Well thank you for admitting that you don't practice what you preach.

7 hours ago, Copa said:

If you think indigenous Australians shouldn’t be complaining about things not on your list of approved issues, tell them they are wrong. However, don’t whine like a privileged victim after being called out for it.

Firstly, I never said that they couldn't complain about things that I don't approve of, I said that them complaining about stupid garbage undermines the people that try to talk about the real issues when they try to bring them up and that is a terrible thing.

So yeah so much for the listening and not " conflating it with their own issues of the day and being dismissive".

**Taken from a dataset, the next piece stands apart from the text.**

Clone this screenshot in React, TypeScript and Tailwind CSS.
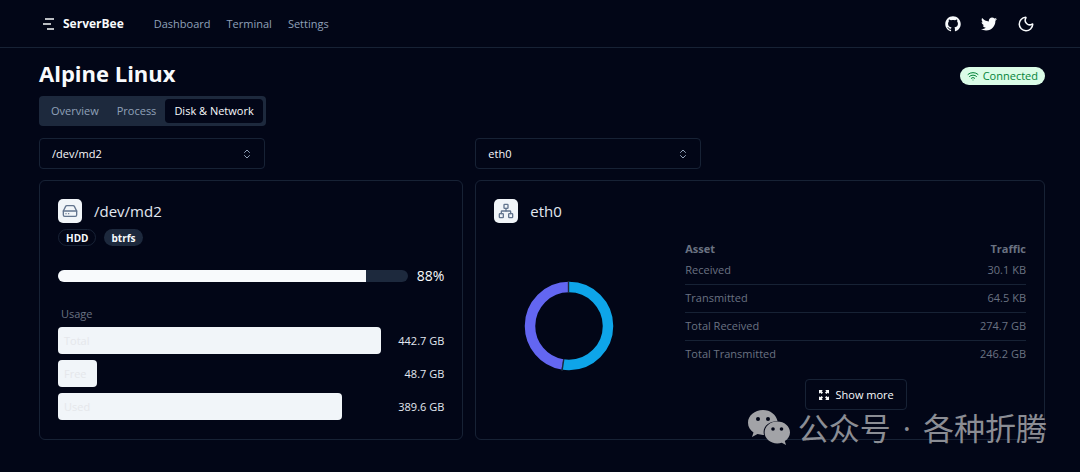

Secondly, who is acting like a victim?

7 hours ago, Copa said:

I’m a middle aged white guy. I’m not angry at all about people trying to make me feel guilty about anything because I don’t feel targeted at all. Unlike some, I don’t identify myself with the cohorts being targeted.

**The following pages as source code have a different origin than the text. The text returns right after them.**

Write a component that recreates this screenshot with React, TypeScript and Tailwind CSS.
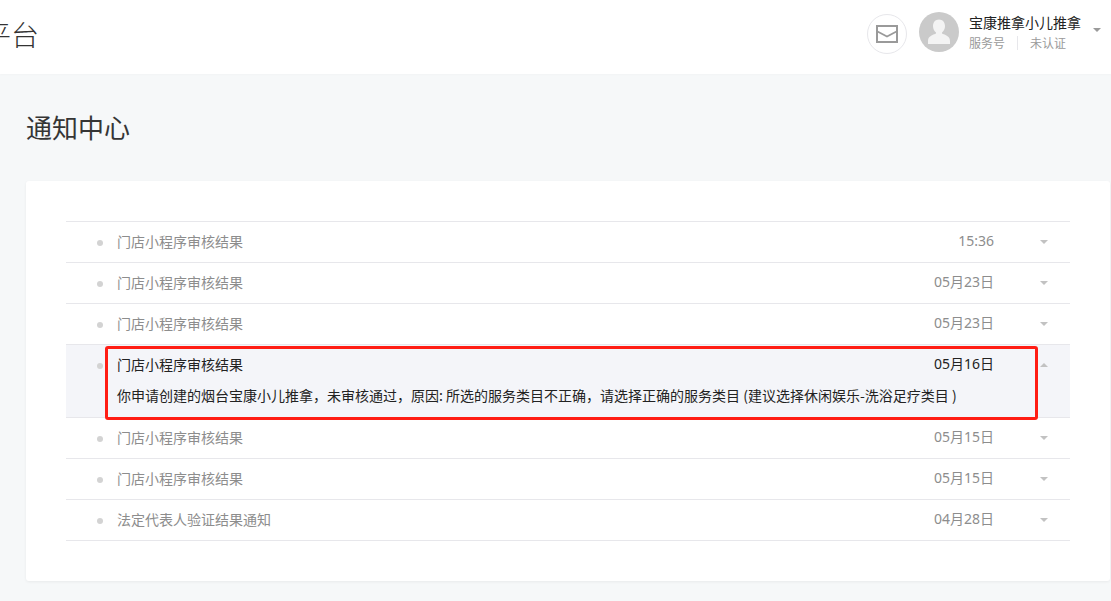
import { useState } from 'react';

type Notice = {
  id: number;
  title: string;
  time: string;
  content?: string;
};

const notices: Notice[] = [
  { id: 1, title: '门店小程序审核结果', time: '15:36' },
  { id: 2, title: '门店小程序审核结果', time: '05月23日' },
  { id: 3, title: '门店小程序审核结果', time: '05月23日' },
  {
    id: 4,
    title: '门店小程序审核结果',
    time: '05月16日',
    content:
      '你申请创建的烟台宝康小儿推拿，未审核通过，原因: 所选的服务类目不正确，请选择正确的服务类目 (建议选择休闲娱乐-洗浴足疗类目 )',
  },
  { id: 5, title: '门店小程序审核结果', time: '05月15日' },
  { id: 6, title: '门店小程序审核结果', time: '05月15日' },
  { id: 7, title: '法定代表人验证结果通知', time: '04月28日' },
];

function Caret({ up = false, className = '' }: { up?: boolean; className?: string }) {
  return (
    <svg viewBox="0 0 8 4" className={`w-2 h-1 shrink-0 ${className}`} fill="currentColor" aria-hidden="true">
      <path d={up ? 'M0 4h8L4 0z' : 'M0 0h8L4 4z'} />
    </svg>
  );
}

function Header() {
  return (
    <header className="flex justify-between h-[74px] bg-white shadow-[0_1px_2px_rgba(0,0,0,0.02)]">
      <a href="#" className="flex justify-end w-[39px] overflow-hidden pt-[14px] text-[28px] leading-10 font-light whitespace-nowrap text-[#333]">
        平台
      </a>

      <div className="flex items-start pr-[10px] pt-3">
        <button
          aria-label="通知"
          className="flex items-center justify-center w-10 h-10 mt-0.5 mr-3 rounded-full border border-[#e7e7eb] text-[#9a9a9a]"
        >
          <svg viewBox="0 0 22 18" className="w-[22px] h-[18px]" fill="none" stroke="currentColor" strokeWidth="2" aria-hidden="true">
            <path d="M1 1h20v16H1z" />
            <path d="M1.500 6.500L11 11.500l9.500-5" strokeWidth="1.700" />
          </svg>
        </button>

        <svg viewBox="0 0 40 40" className="w-10 h-10 mr-[10px]" aria-hidden="true">
          <circle cx="20" cy="20" r="20" fill="#cacaca" />
          <path
            d="M20 7.500c3.600 0 6 2.800 6 6.500 0 2.700-1.200 5.200-3 6.400v.6c0 .6.400.9 1 1.100 4.500 1.400 7 3.400 7 6.900v3H9v-3c0-3.500 2.500-5.500 7-6.900.6-.2 1-.5 1-1.100v-.6c-1.800-1.200-3-3.700-3-6.400 0-3.700 2.400-6.500 6-6.500z"
            fill="#f3f3f3"
          />
        </svg>

        <button className="flex items-start text-left">
          <span className="block">
            <span className="block mb-0.5 text-sm leading-5 text-[#222]">宝康推拿小儿推拿</span>
            <span className="flex items-center text-xs leading-[18px] text-[#9a9a9a]">
              <span className="pr-3">服务号</span>
              <span className="w-px h-[14px] bg-[#e7e7eb]" />
              <span className="pl-3">未认证</span>
            </span>
          </span>
          <Caret className="ml-3 mt-4 text-[#9a9a9a]" />
        </button>
      </div>
    </header>
  );
}

function NoticeItem({ notice, open, onToggle }: { notice: Notice; open: boolean; onToggle: () => void }) {
  return (
    <li className={`relative border-b border-[#e7e7eb] ${open ? 'bg-[#f4f5f9] text-[#222]' : 'text-[#8d8d8d]'}`}>
      <button
        onClick={onToggle}
        aria-expanded={open}
        className="flex items-center w-full h-10 pb-0.5 pl-[31px] pr-[22px] text-sm text-left"
      >
        <span className="w-1.5 h-1.5 mt-1 mr-[14px] rounded-full bg-[#d3d3d3]" />
        <span className="flex-1">{notice.title}</span>
        <span className="mr-[46px] font-['Noto_Sans','Noto_Sans_CJK_SC',sans-serif]">{notice.time}</span>
        <Caret up={open} className="mt-0.5 text-[#c2c2c2]" />
      </button>
      {open && notice.content && (
        <>
          <p className="pl-[51px] pr-20 pb-3 text-sm leading-5">{notice.content}</p>
          {/* 高亮框 */}
          <div className="absolute top-px -bottom-[3px] left-[39px] right-8 rounded-[3px] border-3 border-[#ff1d14] pointer-events-none" />
        </>
      )}
    </li>
  );
}

export default function App() {
  const [openId, setOpenId] = useState<number | null>(4);

  return (
    <div className="min-h-screen overflow-x-hidden bg-[#f6f8f9] font-['Noto_Sans_CJK_SC',sans-serif]">
      <Header />

      <main className="pl-[26px] pr-px pb-5">
        <h1 className="pt-[35px] pb-[37px] text-[26px] leading-[35px] text-[#353535]">通知中心</h1>

        <section className="p-10 rounded-[3px] bg-white shadow-[0_1px_3px_rgba(0,0,0,0.06)]">
          <ul className="border-t border-[#e7e7eb]">
            {notices.map((notice) => (
              <NoticeItem
                key={notice.id}
                notice={notice}
                open={openId === notice.id}
                onToggle={() => setOpenId(openId === notice.id ? null : notice.id)}
              />
            ))}
          </ul>
        </section>
      </main>
    </div>
  );
}
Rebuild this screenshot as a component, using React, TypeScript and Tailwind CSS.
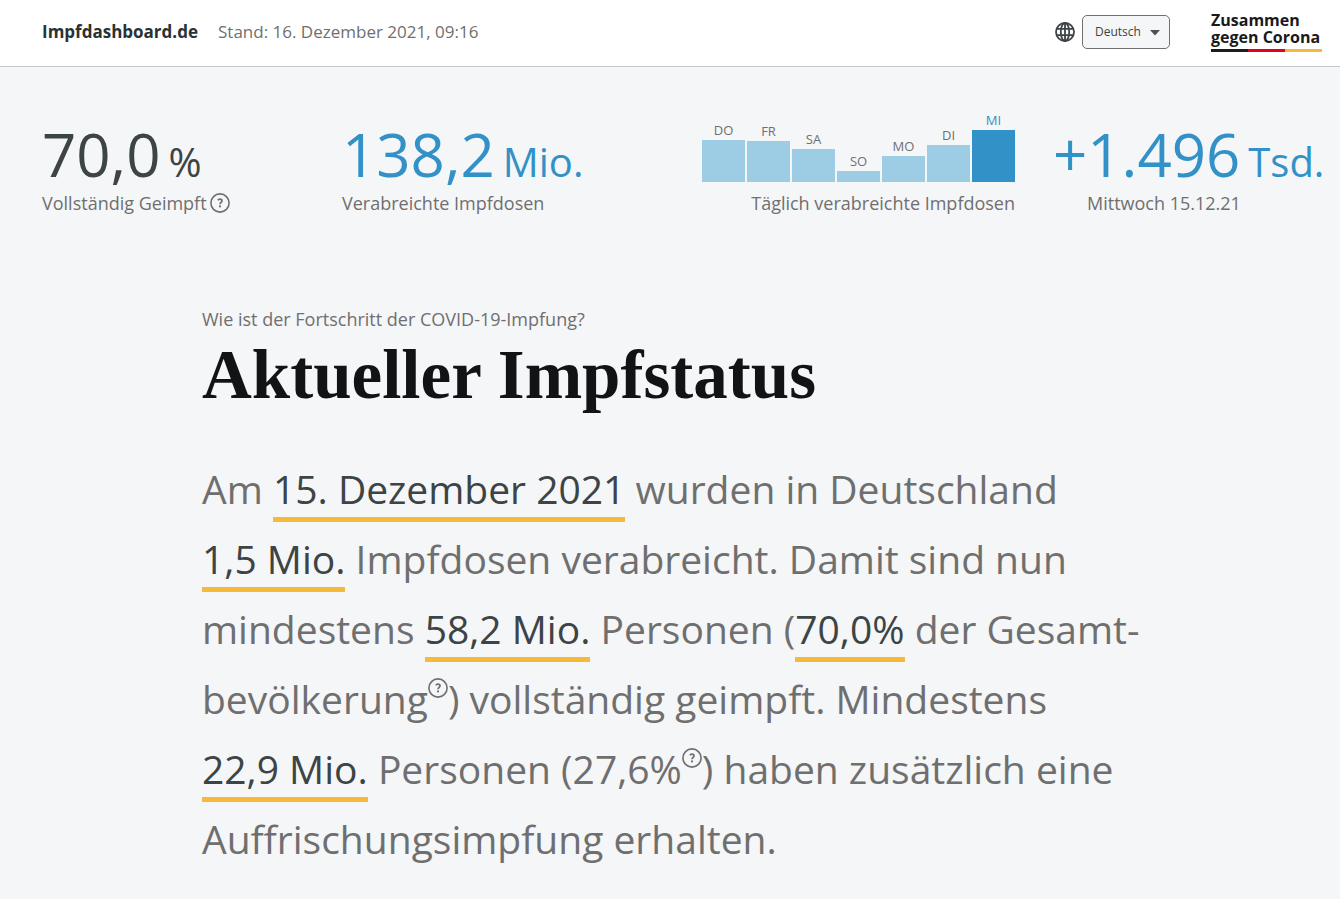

It's nice that you don't feel targeted... but WTF are you talking about!

Look I think that you are a perfect representation of a huge part of the problems with political discourse in this country (and broadly speaking the west), you've collectivised people into groups based on their immutable characteristics (race, gender, etc), you've then assigned those groups values, motives, and perceived advantages and disadvantages, and formed an opinion based on those values, motives, and perceived "privileges". Basically whether you intend to or not you're viewing society as a competition between groups of people (e.g. Indigenous people, white people, men, women, etc), when not only is that incredibly divisive, I mean I literally can't think of a better way to manufacture racists, sexist, classiest, etc, but it's evidently nonsense because not all people in your perceived groups fit neatly into said groups.